┌──
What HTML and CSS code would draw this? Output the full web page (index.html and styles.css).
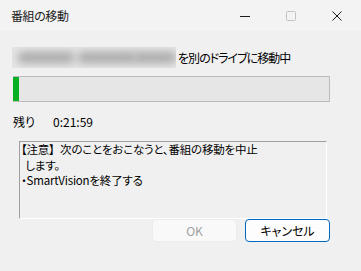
FILE: index.html
```html
<!DOCTYPE html>
<html lang="ja">
<head>
<meta charset="utf-8">
<title>番組の移動</title>
<link rel="stylesheet" href="styles.css">
</head>
<body>
<div class="window">
  <div class="titlebar">
    <span class="title">番組の移動</span>
    <div class="caption">
      <div class="cbtn"><svg width="10" height="10" viewBox="0 0 10 10"><path d="M0 5.5H10" stroke="#1b1b1b" stroke-width="1"/></svg></div>
      <div class="cbtn"><svg width="10" height="10" viewBox="0 0 10 10"><rect x="0.5" y="0.5" width="9" height="9" rx="1" fill="none" stroke="#c4c4c4" stroke-width="1"/></svg></div>
      <div class="cbtn"><svg width="10" height="10" viewBox="0 0 10 10"><path d="M0.5 0.5L9.5 9.5M9.5 0.5L0.5 9.5" stroke="#1b1b1b" stroke-width="1"/></svg></div>
    </div>
  </div>
  <div class="content">
    <div class="status">
      <div class="redacted"><span class="blob b1"></span><span class="blob b2"></span><span class="blob b3"></span></div>
      <span class="status-text">を別のドライブに移動中</span>
    </div>
    <div class="progress"><div class="fill" style="width:6px"></div></div>
    <div class="remain"><span class="label">残り</span><span class="time">0:21:59</span></div>
    <div class="note"><span class="tag">【注意】</span> 次のことをおこなうと、番組の移動を中止<br><span class="indent">&nbsp;します。</span><br>・SmartVisionを終了する</div>
    <div class="buttons">
      <button class="btn ok" disabled>OK</button>
      <button class="btn cancel">キャンセル</button>
    </div>
  </div>
</div>
</body>
</html>
```
FILE: styles.css
```css
* { box-sizing: border-box; }
html, body { margin: 0; padding: 0; }
body {
  width: 361px;
  height: 271px;
  overflow: hidden;
  background: #f0f0f0;
  font-family: "Noto Sans CJK JP", "Noto Sans", sans-serif;
  font-feature-settings: "palt";
  font-size: 12px;
  color: #000;
}
.window { width: 361px; height: 271px; }
.titlebar {
  height: 31px;
  background: #f3f3f3;
  display: flex;
  align-items: center;
  padding-left: 11px;
  padding-right: 1px;
}
.title { flex: 1; font-size: 12px; color: #1b1b1b; line-height: 16px; padding-top: 1px; letter-spacing: -0.4px; }
.caption { display: flex; height: 31px; }
.cbtn {
  width: 46px;
  height: 31px;
  display: flex;
  align-items: center;
  justify-content: center;
}
.cbtn svg { display: block; }
.content { padding: 0 31px 0 13px; }
.status {
  margin-top: 16px;
  height: 21px;
  display: flex;
  align-items: center;
  margin-left: -1px;
}
.redacted {
  width: 164px;
  height: 21px;
  background: #e6e6e6;
  position: relative;
  overflow: hidden;
  margin-right: 2px;
}
.blob {
  position: absolute;
  top: 5px;
  height: 11px;
  background: #a8a8a8;
  filter: blur(4px);
  border-radius: 4px;
}
.b1 { left: 6px; width: 56px; }
.b2 { left: 66px; width: 58px; }
.b3 { left: 122px; width: 42px; }
.status-text { line-height: 16px; letter-spacing: -1px; }
.progress {
  margin-top: 8px;
  height: 26px;
  border: 1px solid #bcbcbc;
  background: #e6e6e6;
}
.fill { height: 100%; margin-left: -1px; background: #06b025; }
.remain {
  margin-top: 12px;
  height: 16px;
  line-height: 16px;
  display: flex;
}
.remain .label { width: 40px; }
.note {
  margin: 11px 3px 0 6px;
  height: 78px;
  border-top: 1px solid #a0a0a0;
  border-left: 1px solid #a0a0a0;
  border-bottom: 1px solid #ffffff;
  border-right: 1px solid #ffffff;
  padding: 0 0 0 1px;
  line-height: 15.5px;
  font-size: 11.5px;
  letter-spacing: -0.2px;
}
.tag { margin-right: 3px; }
.indent { padding-left: 2px; }
.buttons {
  display: flex;
  justify-content: flex-end;
  gap: 8px;
}
.btn {
  width: 85px;
  height: 23px;
  border-radius: 4px;
  font-family: inherit;
  font-feature-settings: "palt";
  font-size: 12px;
  padding: 0;
}
.ok {
  background: #f9f9f9;
  border: 1px solid #ececec;
  color: #a0a0a0;
}
.cancel {
  background: #fdfdfd;
  border: 1px solid #0067c0;
  color: #000;
}
```
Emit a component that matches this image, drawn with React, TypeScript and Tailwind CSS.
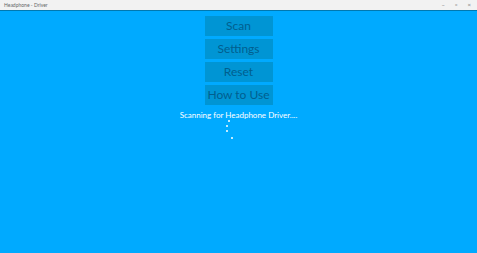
import React from "react";

export default function App() {
  const btn =
    "w-[68px] h-[20px] bg-[#0095d4] text-[#005f8f] text-[12px] leading-[20px] text-center whitespace-nowrap";
  return (
    <div className="w-[477px] h-[253px] flex flex-col bg-[#00aaff]" style={{ fontFamily: 'Lato, "Noto Sans", sans-serif' }}>
      <div className="h-[10px] bg-[#f2f2f2] flex items-center justify-between px-[4px]">
        <span className="text-[5px] leading-[5px] text-[#666]">Headphone - Driver</span>
        <div className="flex items-center gap-[10px] pr-[2px] text-[6px] leading-[6px] text-[#777]">
          <span>–</span>
          <span>▫</span>
          <span>×</span>
        </div>
      </div>
      <div className="h-[1px] bg-[#0078b0]" />
      <div className="flex flex-col items-center pt-[5px] gap-[3px]">
        <div className={btn}>Scan</div>
        <div className={btn}>Settings</div>
        <div className={btn}>Reset</div>
        <div className={btn}>How to Use</div>
        <div className="mt-[1px] text-white text-[8px] leading-[12px] whitespace-nowrap">Scanning for Headphone Driver....</div>
        <div className="relative w-[10px] h-[20px] mt-[-4px] mr-[17px]">
          <span className="absolute w-[2px] h-[2px] rounded-full bg-white left-[3px] top-[0px]" />
          <span className="absolute w-[2px] h-[2px] rounded-full bg-white left-[1px] top-[5px]" />
          <span className="absolute w-[2px] h-[2px] rounded-full bg-white left-[1px] top-[10px]" />
          <span className="absolute w-[2px] h-[2px] rounded-full bg-white left-[6px] top-[17px]" />
        </div>
      </div>
    </div>
  );
}
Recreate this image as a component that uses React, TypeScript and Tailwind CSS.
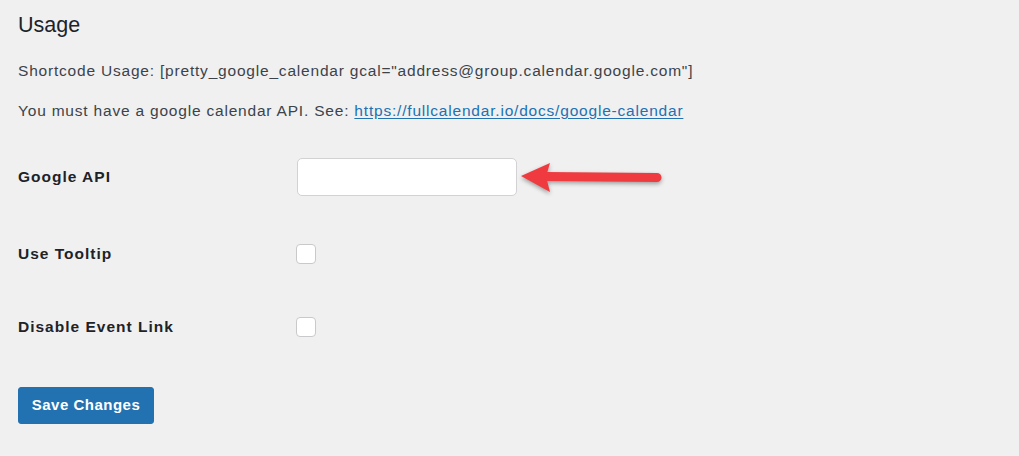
export default function App() {
  return (
    <div className="min-h-[456px] w-full bg-[#f0f0f1] px-[18px] pt-[10px] text-[#3c434a] [font-family:'Liberation_Sans',Arial,sans-serif]">
      <h2 className="text-[21.5px] leading-[30px] text-[#1d2327]">Usage</h2>
      <p className="mt-[21px] text-[15.5px] leading-[20px] tracking-[0.8px]">
        Shortcode Usage: [pretty_google_calendar gcal="address@group.calendar.google.com"]
      </p>
      <p className="mt-[20px] text-[15.5px] leading-[20px] tracking-[0.8px]">
        You must have a google calendar API. See:{" "}
        <a href="#" className="text-[#2271b1] underline underline-offset-2">
          https://fullcalendar.io/docs/google-calendar
        </a>
      </p>

      <div className="mt-[37px] flex flex-col">
        <div className="flex h-[38px] items-center">
          <label className="w-[279px] text-[15.5px] font-bold tracking-[1px] text-[#1d2327]">Google API</label>
          <input
            type="text"
            className="h-[38px] w-[220px] rounded-[5px] border border-[#d2d2d4] bg-white px-2 outline-none"
          />
          <svg width="145" height="36" viewBox="0 0 145 36" className="drop-shadow-[0_2px_2px_rgba(0,0,0,0.35)]">
            <path d="M29 17.5 L140 18.5" stroke="#ef3b40" strokeWidth="9" strokeLinecap="round" fill="none" />
            <path d="M4 17 L33 4 L29 17.5 L33 33 Z" fill="#ef3b40" />
          </svg>
        </div>

        <div className="mt-[48px] flex h-[20px] items-center">
          <label className="w-[278px] text-[15.5px] font-bold tracking-[1px] text-[#1d2327]">Use Tooltip</label>
          <input
            type="checkbox"
            className="h-[20px] w-[20px] appearance-none rounded-[4px] border border-[#c9c9cc] bg-white"
          />
        </div>

        <div className="mt-[53px] flex h-[20px] items-center">
          <label className="w-[278px] text-[15.5px] font-bold tracking-[1px] text-[#1d2327]">Disable Event Link</label>
          <input
            type="checkbox"
            className="h-[20px] w-[20px] appearance-none rounded-[4px] border border-[#c9c9cc] bg-white"
          />
        </div>

        <div className="mt-[50px]">
          <button className="h-[37px] w-[136px] rounded-[3px] border border-[#2271b1] bg-[#2271b1] text-[15px] font-bold tracking-[0.5px] text-white">
            Save Changes
          </button>
        </div>
      </div>
    </div>
  );
}
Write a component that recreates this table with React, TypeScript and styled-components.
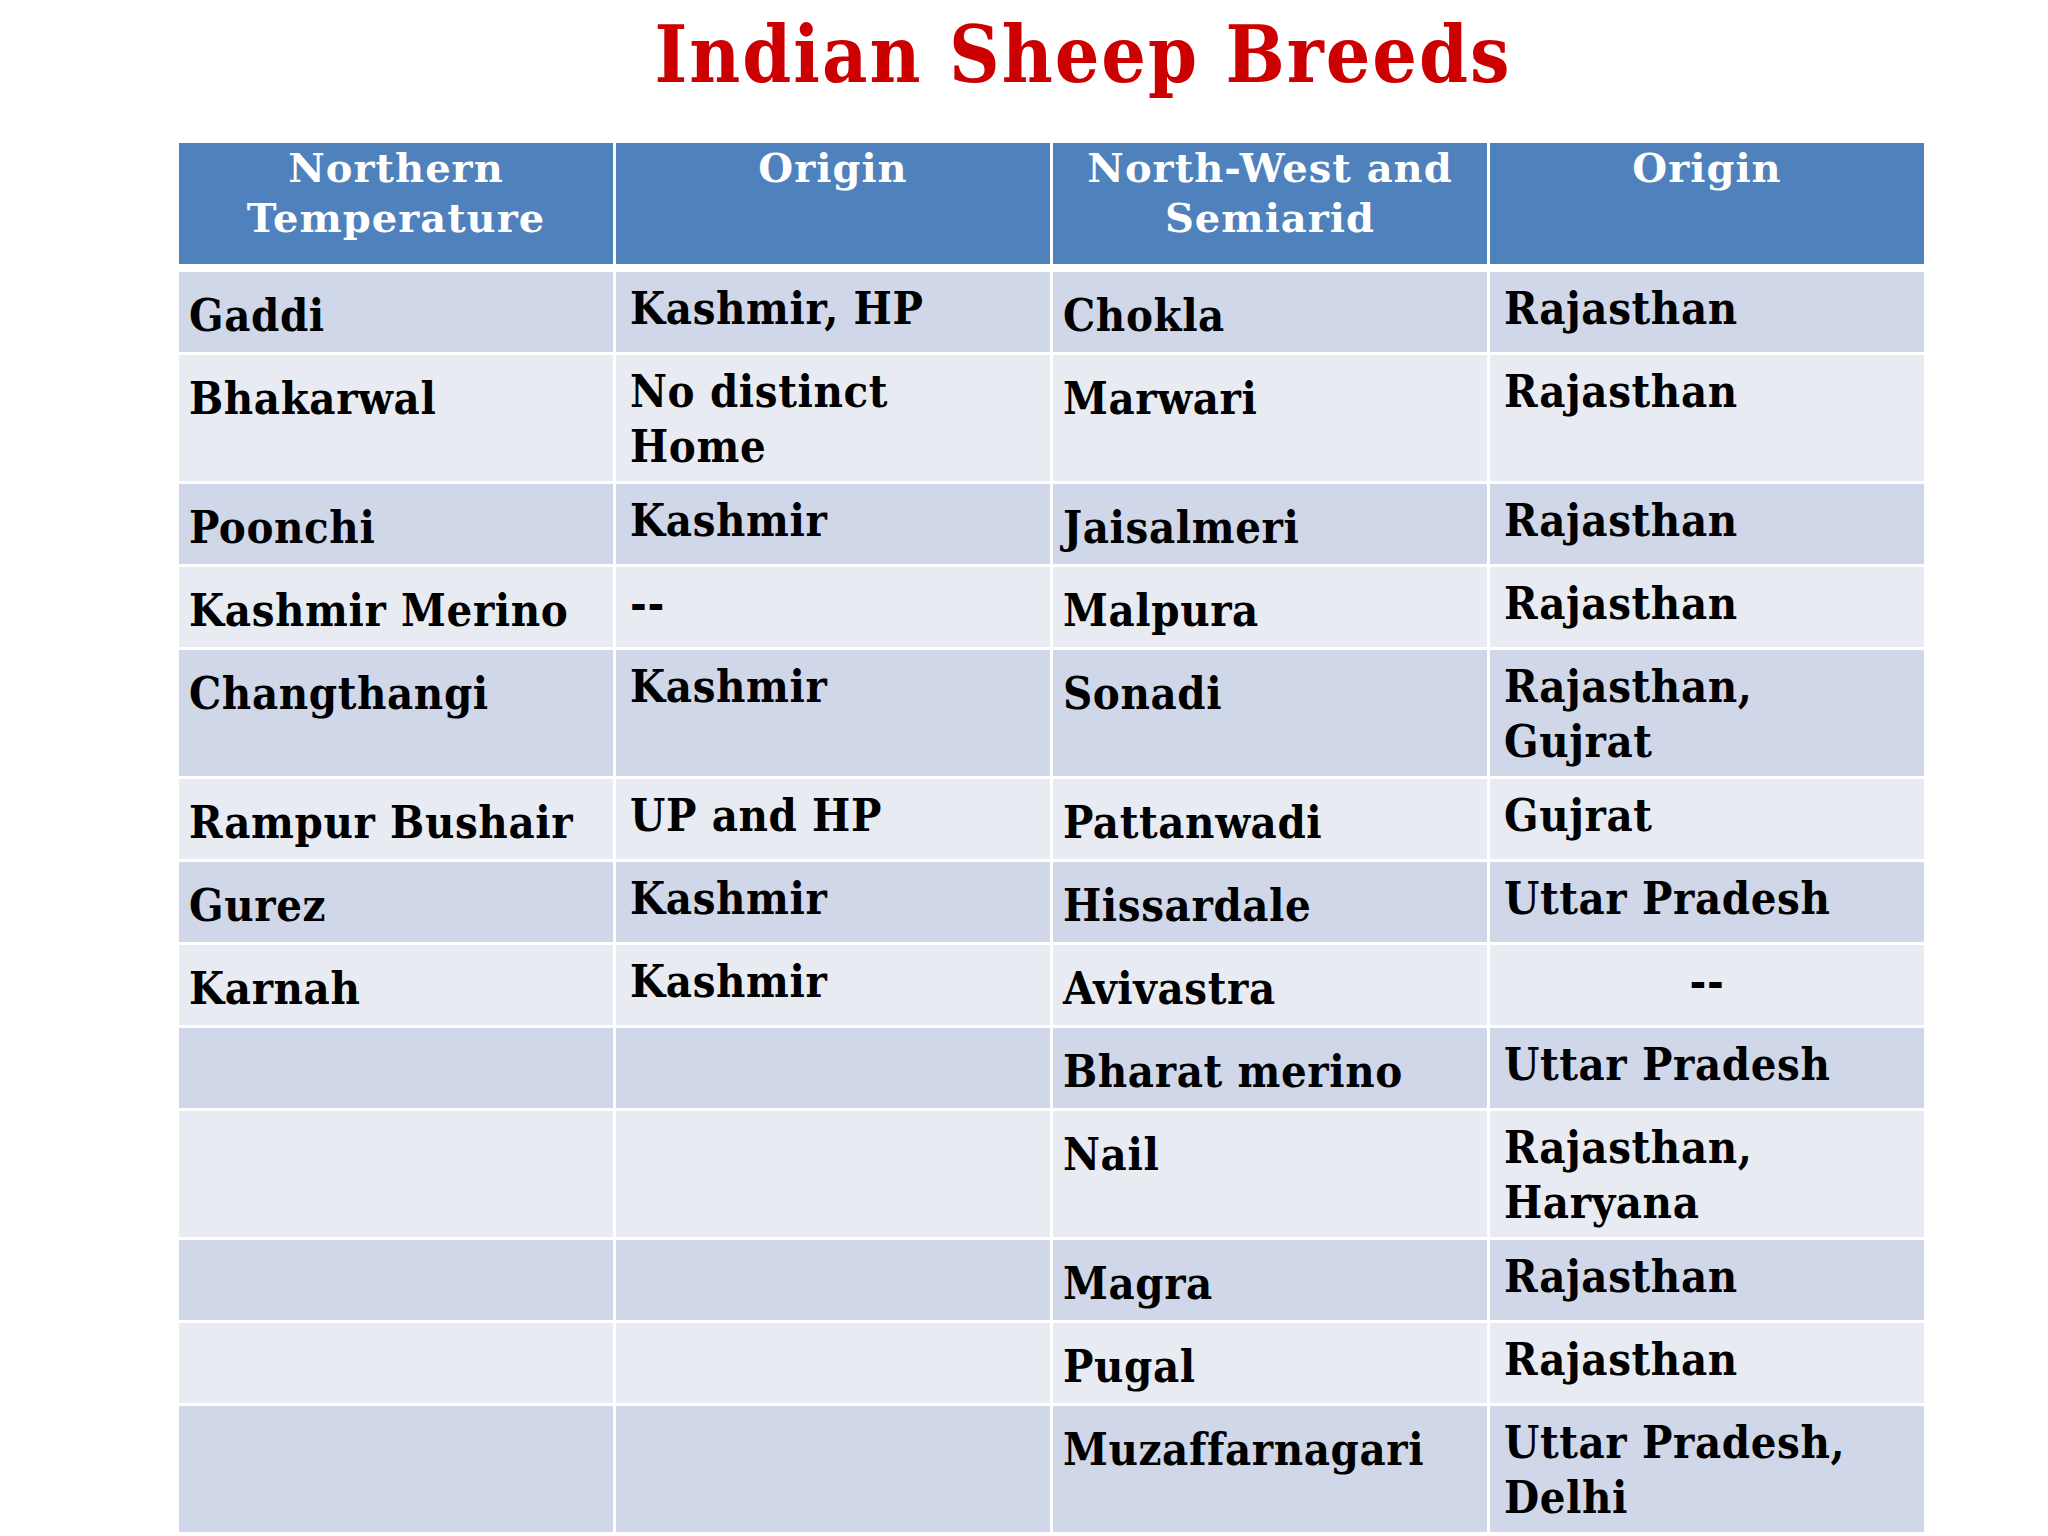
import styled, { createGlobalStyle } from "styled-components";

const GlobalStyle = createGlobalStyle`
  html, body {
    margin: 0;
    padding: 0;
    background: #ffffff;
  }
`;

const serif = `"DejaVu Serif Condensed", "DejaVu Serif", "Liberation Serif", serif`;
const wideSerif = `"DejaVu Serif", "Liberation Serif", serif`;

const Page = styled.div`
  width: 2048px;
  height: 1536px;
  overflow: hidden;
  background: #ffffff;
  font-family: ${serif};
  font-weight: 700;
`;

const Title = styled.h1`
  margin: 0 0 50px 0;
  padding: 16px 0 0 118px;
  height: 77px;
  text-align: center;
  font-size: 78px;
  line-height: 78px;
  letter-spacing: 2px;
  color: #cc0000;
  font-weight: 700;
  white-space: nowrap;
`;

const Table = styled.div`
  margin-left: 179px;
  width: 1746px;
  display: flex;
  flex-direction: column;
  gap: 3px;
`;

const HeadRow = styled.div`
  display: grid;
  grid-template-columns: repeat(4, 434px);
  column-gap: 3px;
  height: 121px;
  margin-bottom: 5px;
`;

const HeadCell = styled.div`
  background: #4f81bd;
  color: #ffffff;
  text-align: center;
  font-family: ${wideSerif};
  font-size: 40px;
  line-height: 50px;
  letter-spacing: 1px;
  white-space: nowrap;
`;

const Row = styled.div<{ $tall?: boolean }>`
  display: grid;
  grid-template-columns: repeat(4, 434px);
  column-gap: 3px;
  height: ${(p) => (p.$tall ? "126px" : "80px")};
`;

const Cell = styled.div<{ $even: boolean; $lead: boolean; $center?: boolean }>`
  background: ${(p) => (p.$even ? "#e9ebf3" : "#cfd7e8")};
  color: #000000;
  font-size: 45px;
  line-height: 55px;
  letter-spacing: 0.6px;
  white-space: nowrap;
  text-align: ${(p) => (p.$center ? "center" : "left")};
  padding: ${(p) => (p.$lead ? "16px 0 0 10px" : "9px 0 0 14px")};
  ${(p) => p.$center && "padding-left: 0;"}
`;

interface IBreed {
  north: string;
  northOrigin: string[];
  west: string;
  westOrigin: string[];
  tall?: boolean;
  centerLast?: boolean;
}

const breeds: IBreed[] = [
  { north: "Gaddi", northOrigin: ["Kashmir, HP"], west: "Chokla", westOrigin: ["Rajasthan"] },
  { north: "Bhakarwal", northOrigin: ["No distinct", "Home"], west: "Marwari", westOrigin: ["Rajasthan"], tall: true },
  { north: "Poonchi", northOrigin: ["Kashmir"], west: "Jaisalmeri", westOrigin: ["Rajasthan"] },
  { north: "Kashmir Merino", northOrigin: ["--"], west: "Malpura", westOrigin: ["Rajasthan"] },
  { north: "Changthangi", northOrigin: ["Kashmir"], west: "Sonadi", westOrigin: ["Rajasthan,", "Gujrat"], tall: true },
  { north: "Rampur Bushair", northOrigin: ["UP and HP"], west: "Pattanwadi", westOrigin: ["Gujrat"] },
  { north: "Gurez", northOrigin: ["Kashmir"], west: "Hissardale", westOrigin: ["Uttar Pradesh"] },
  { north: "Karnah", northOrigin: ["Kashmir"], west: "Avivastra", westOrigin: ["--"], centerLast: true },
  { north: "", northOrigin: [], west: "Bharat merino", westOrigin: ["Uttar Pradesh"] },
  { north: "", northOrigin: [], west: "Nail", westOrigin: ["Rajasthan,", "Haryana"], tall: true },
  { north: "", northOrigin: [], west: "Magra", westOrigin: ["Rajasthan"] },
  { north: "", northOrigin: [], west: "Pugal", westOrigin: ["Rajasthan"] },
  { north: "", northOrigin: [], west: "Muzaffarnagari", westOrigin: ["Uttar Pradesh,", "Delhi"], tall: true },
];

function Lines({ lines }: { lines: string[] }) {
  return (
    <>
      {lines.map((l, i) => (
        <div key={i}>{l}</div>
      ))}
    </>
  );
}

export default function App() {
  return (
    <Page>
      <GlobalStyle />
      <Title>Indian Sheep Breeds</Title>
      <Table>
        <HeadRow>
          <HeadCell>Northern<br />Temperature</HeadCell>
          <HeadCell>Origin</HeadCell>
          <HeadCell>North-West and<br />Semiarid</HeadCell>
          <HeadCell>Origin</HeadCell>
        </HeadRow>
        {breeds.map((b, i) => {
          const even = i % 2 === 1;
          return (
            <Row key={b.west} $tall={b.tall}>
              <Cell $even={even} $lead>{b.north}</Cell>
              <Cell $even={even} $lead={false}><Lines lines={b.northOrigin} /></Cell>
              <Cell $even={even} $lead>{b.west}</Cell>
              <Cell $even={even} $lead={false} $center={b.centerLast}><Lines lines={b.westOrigin} /></Cell>
            </Row>
          );
        })}
      </Table>
    </Page>
  );
}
└──
§ **Written problem**:
Copy all lines above containing the string "TypeScript".

§ **Output of the exercise**:
Emit a component that matches this image, drawn with React, TypeScript and Tailwind CSS.
Recreate this image as a component that uses React, TypeScript and Tailwind CSS.
Write a component that recreates this table with React, TypeScript and styled-components.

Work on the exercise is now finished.